# EXERCISE OBJECTIVE
Pull every line with the word "that" out of the entries below.

## START AVAILABLE DATA

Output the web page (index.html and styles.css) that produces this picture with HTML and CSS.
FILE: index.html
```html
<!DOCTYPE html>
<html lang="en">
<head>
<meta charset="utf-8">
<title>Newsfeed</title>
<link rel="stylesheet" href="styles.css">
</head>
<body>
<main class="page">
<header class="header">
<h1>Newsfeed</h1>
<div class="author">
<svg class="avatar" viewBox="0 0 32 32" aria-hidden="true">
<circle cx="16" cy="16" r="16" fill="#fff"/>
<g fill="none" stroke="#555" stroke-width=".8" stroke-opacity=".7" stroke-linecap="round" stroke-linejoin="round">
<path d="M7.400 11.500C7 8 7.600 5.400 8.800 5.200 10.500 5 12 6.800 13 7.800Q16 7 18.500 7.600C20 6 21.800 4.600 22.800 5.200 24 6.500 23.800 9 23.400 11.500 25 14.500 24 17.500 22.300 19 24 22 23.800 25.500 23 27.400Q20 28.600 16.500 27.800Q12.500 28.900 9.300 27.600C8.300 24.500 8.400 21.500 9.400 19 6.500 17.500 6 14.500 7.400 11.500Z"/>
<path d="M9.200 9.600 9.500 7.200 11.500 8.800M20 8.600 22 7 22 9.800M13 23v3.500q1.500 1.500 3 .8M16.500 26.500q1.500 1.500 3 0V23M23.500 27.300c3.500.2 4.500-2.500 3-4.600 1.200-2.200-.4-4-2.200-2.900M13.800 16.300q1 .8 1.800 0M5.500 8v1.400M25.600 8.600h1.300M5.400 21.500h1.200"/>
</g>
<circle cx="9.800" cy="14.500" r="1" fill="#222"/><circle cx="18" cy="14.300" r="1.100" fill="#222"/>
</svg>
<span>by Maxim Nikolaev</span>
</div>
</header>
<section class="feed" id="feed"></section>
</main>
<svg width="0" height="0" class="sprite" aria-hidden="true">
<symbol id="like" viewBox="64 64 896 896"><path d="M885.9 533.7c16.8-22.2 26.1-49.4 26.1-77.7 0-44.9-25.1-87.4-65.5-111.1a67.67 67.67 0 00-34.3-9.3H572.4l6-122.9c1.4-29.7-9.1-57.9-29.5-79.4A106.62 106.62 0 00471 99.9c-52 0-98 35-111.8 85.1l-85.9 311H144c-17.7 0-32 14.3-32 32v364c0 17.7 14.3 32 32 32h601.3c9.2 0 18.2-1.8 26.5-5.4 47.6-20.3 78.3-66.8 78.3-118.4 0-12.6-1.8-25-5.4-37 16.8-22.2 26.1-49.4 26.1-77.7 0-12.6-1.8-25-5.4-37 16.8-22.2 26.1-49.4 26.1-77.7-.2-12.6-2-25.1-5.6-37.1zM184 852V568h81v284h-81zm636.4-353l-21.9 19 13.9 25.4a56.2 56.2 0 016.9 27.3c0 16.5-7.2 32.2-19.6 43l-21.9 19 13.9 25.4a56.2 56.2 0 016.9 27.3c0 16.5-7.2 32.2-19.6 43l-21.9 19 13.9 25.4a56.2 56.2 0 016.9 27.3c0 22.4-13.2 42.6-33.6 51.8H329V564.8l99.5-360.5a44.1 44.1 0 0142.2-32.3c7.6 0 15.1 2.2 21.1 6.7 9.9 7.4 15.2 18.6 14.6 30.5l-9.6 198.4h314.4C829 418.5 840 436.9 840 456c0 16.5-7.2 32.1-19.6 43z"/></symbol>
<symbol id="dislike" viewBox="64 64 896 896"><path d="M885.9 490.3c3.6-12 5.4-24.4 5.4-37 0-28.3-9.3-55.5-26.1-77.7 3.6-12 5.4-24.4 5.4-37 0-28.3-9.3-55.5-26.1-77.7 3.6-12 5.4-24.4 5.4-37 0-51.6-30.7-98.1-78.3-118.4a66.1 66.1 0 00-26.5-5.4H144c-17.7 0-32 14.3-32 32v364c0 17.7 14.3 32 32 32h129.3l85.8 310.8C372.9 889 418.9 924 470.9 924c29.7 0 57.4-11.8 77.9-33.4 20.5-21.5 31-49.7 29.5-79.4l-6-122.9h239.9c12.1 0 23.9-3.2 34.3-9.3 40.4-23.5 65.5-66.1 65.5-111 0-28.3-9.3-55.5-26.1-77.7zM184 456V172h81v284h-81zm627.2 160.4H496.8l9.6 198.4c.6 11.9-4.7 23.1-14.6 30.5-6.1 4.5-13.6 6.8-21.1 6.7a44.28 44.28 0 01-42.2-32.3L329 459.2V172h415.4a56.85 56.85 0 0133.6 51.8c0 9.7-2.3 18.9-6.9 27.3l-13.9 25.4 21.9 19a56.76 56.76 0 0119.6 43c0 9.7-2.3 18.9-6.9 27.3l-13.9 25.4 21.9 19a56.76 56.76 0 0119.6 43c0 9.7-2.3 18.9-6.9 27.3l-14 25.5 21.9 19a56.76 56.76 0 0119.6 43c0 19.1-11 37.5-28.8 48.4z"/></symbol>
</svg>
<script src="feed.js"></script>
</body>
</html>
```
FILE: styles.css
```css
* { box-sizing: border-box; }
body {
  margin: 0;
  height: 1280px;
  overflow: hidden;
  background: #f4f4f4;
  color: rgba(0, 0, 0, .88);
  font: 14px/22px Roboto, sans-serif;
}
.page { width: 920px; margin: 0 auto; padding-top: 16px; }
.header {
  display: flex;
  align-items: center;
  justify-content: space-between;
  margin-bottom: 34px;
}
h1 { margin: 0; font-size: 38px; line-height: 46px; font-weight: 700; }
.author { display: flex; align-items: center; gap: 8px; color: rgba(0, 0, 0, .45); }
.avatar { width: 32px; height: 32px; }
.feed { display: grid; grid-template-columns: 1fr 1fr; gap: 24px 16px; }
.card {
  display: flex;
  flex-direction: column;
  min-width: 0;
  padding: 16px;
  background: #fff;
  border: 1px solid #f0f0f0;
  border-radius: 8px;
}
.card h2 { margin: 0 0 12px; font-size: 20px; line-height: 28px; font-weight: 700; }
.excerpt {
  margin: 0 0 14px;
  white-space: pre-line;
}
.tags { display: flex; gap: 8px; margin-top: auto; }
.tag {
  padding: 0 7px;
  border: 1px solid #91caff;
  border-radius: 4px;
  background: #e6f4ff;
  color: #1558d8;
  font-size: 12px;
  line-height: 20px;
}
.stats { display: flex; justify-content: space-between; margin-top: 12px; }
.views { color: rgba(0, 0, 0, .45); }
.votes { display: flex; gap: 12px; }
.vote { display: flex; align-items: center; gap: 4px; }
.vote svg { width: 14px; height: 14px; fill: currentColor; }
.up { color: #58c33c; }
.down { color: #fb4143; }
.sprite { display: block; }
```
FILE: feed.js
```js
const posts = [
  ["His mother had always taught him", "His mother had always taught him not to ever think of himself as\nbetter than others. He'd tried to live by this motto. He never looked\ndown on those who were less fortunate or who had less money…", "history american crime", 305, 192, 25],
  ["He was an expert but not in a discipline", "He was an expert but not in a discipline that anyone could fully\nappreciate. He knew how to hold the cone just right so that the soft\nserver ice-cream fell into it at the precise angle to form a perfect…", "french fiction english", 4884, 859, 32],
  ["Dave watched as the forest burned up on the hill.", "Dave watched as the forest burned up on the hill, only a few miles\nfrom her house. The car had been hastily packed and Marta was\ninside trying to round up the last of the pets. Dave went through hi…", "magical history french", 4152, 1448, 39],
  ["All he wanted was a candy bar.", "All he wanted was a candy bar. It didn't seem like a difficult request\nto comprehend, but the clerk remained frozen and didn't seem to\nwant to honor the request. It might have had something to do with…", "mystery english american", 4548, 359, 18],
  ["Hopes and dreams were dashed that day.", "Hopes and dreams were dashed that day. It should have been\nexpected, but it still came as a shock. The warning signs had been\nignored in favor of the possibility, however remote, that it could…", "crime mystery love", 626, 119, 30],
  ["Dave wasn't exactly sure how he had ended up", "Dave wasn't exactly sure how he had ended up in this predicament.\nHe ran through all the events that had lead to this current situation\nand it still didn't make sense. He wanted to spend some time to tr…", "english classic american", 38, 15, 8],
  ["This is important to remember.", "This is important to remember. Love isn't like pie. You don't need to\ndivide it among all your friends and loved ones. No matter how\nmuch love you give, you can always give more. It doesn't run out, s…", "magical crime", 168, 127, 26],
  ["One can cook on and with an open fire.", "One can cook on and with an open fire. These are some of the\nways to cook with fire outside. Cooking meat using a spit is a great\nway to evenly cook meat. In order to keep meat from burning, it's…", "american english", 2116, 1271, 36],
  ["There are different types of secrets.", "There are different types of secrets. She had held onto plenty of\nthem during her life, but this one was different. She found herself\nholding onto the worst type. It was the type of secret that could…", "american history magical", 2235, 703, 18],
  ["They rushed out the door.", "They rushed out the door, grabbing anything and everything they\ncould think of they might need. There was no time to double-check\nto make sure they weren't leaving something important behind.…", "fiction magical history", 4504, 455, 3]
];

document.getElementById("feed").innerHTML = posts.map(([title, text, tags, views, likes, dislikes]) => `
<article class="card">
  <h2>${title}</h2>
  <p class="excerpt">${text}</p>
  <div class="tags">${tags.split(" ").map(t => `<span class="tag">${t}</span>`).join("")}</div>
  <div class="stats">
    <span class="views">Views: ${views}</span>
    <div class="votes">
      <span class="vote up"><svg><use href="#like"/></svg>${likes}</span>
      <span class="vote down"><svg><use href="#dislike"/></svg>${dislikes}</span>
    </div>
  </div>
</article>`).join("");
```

## END AVAILABLE DATA
## START AVAILABLE DATA

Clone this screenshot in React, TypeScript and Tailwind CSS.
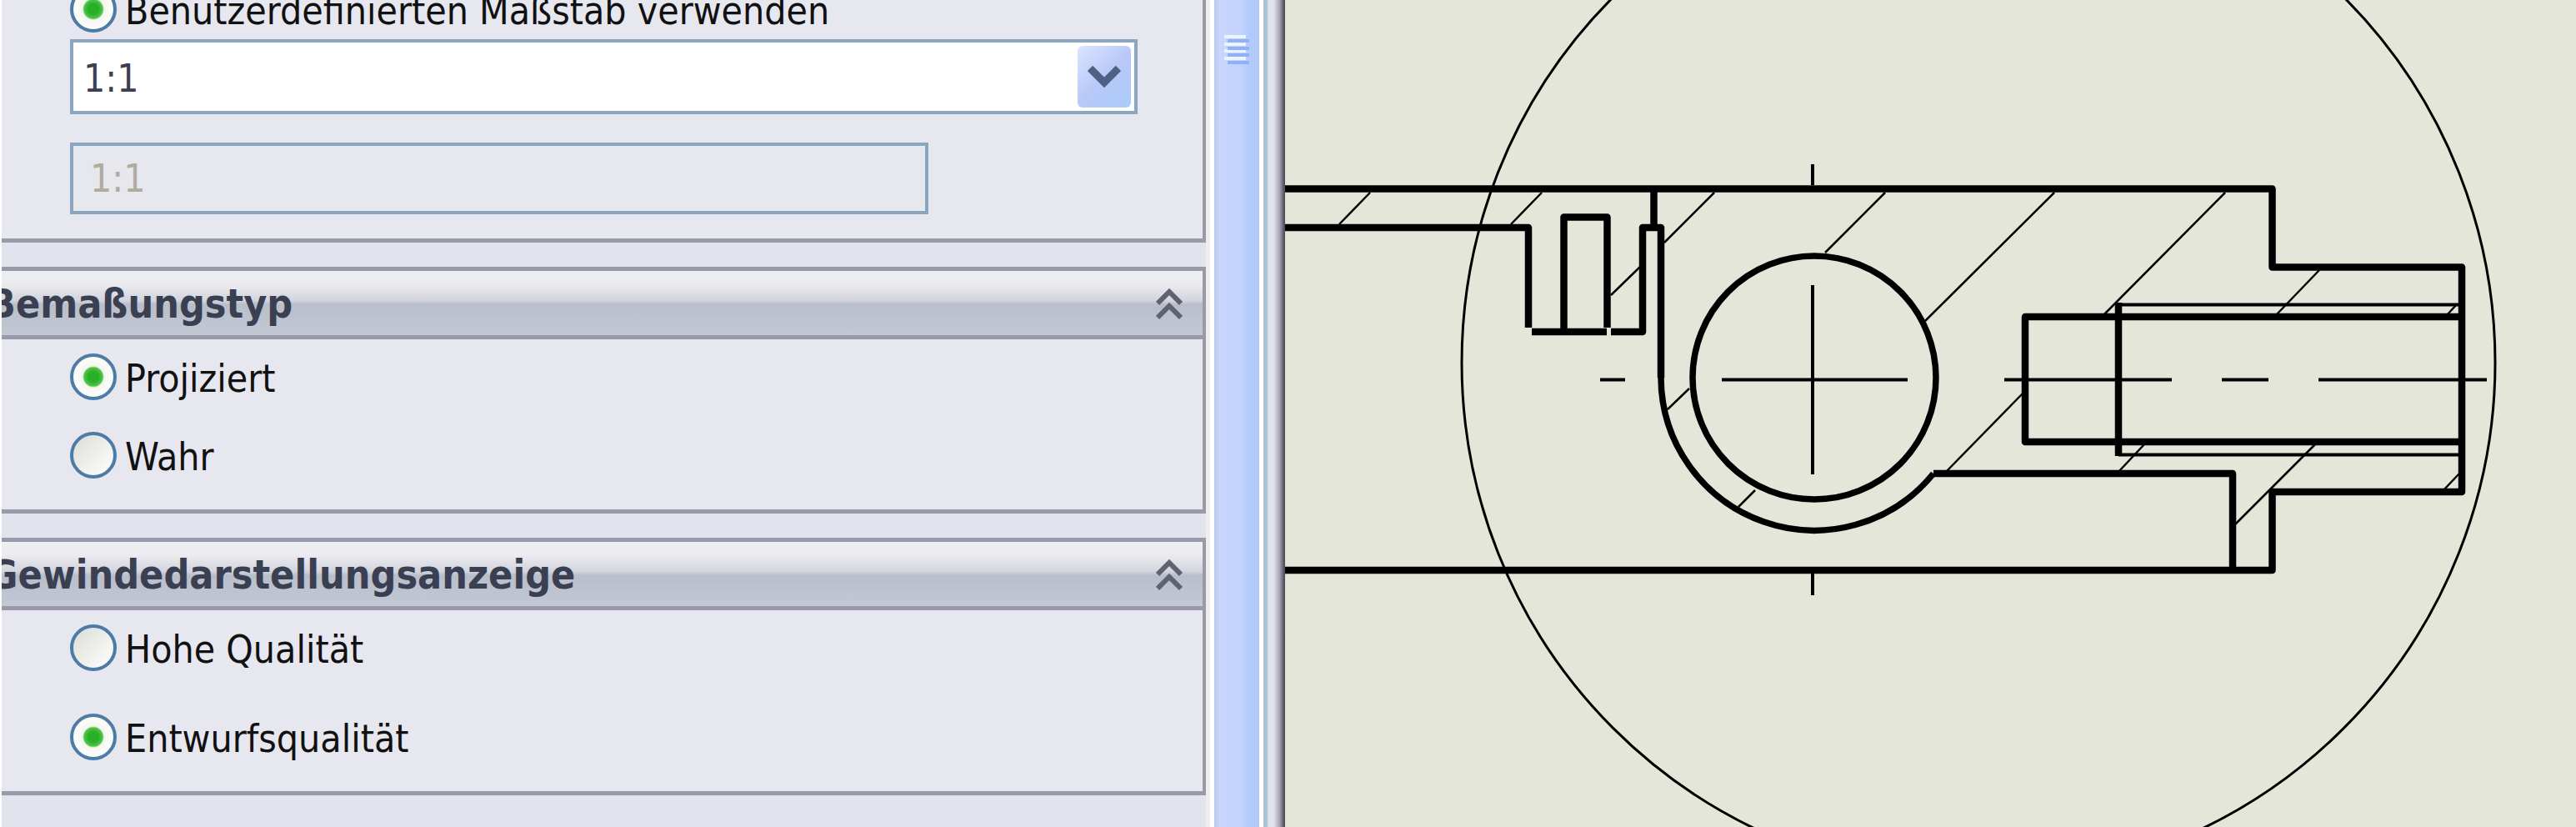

## END AVAILABLE DATA

# EXPECTED ANSWER
Output the web page (index.html and styles.css) that produces this picture with HTML and CSS.
  ["He was an expert but not in a discipline", "He was an expert but not in a discipline that anyone could fully\nappreciate. He knew how to hold the cone just right so that the soft\nserver ice-cream fell into it at the precise angle to form a perfect…", "french fiction english", 4884, 859, 32],
  ["Hopes and dreams were dashed that day.", "Hopes and dreams were dashed that day. It should have been\nexpected, but it still came as a shock. The warning signs had been\nignored in favor of the possibility, however remote, that it could…", "crime mystery love", 626, 119, 30],
  ["Dave wasn't exactly sure how he had ended up", "Dave wasn't exactly sure how he had ended up in this predicament.\nHe ran through all the events that had lead to this current situation\nand it still didn't make sense. He wanted to spend some time to tr…", "english classic american", 38, 15, 8],
  ["There are different types of secrets.", "There are different types of secrets. She had held onto plenty of\nthem during her life, but this one was different. She found herself\nholding onto the worst type. It was the type of secret that could…", "american history magical", 2235, 703, 18],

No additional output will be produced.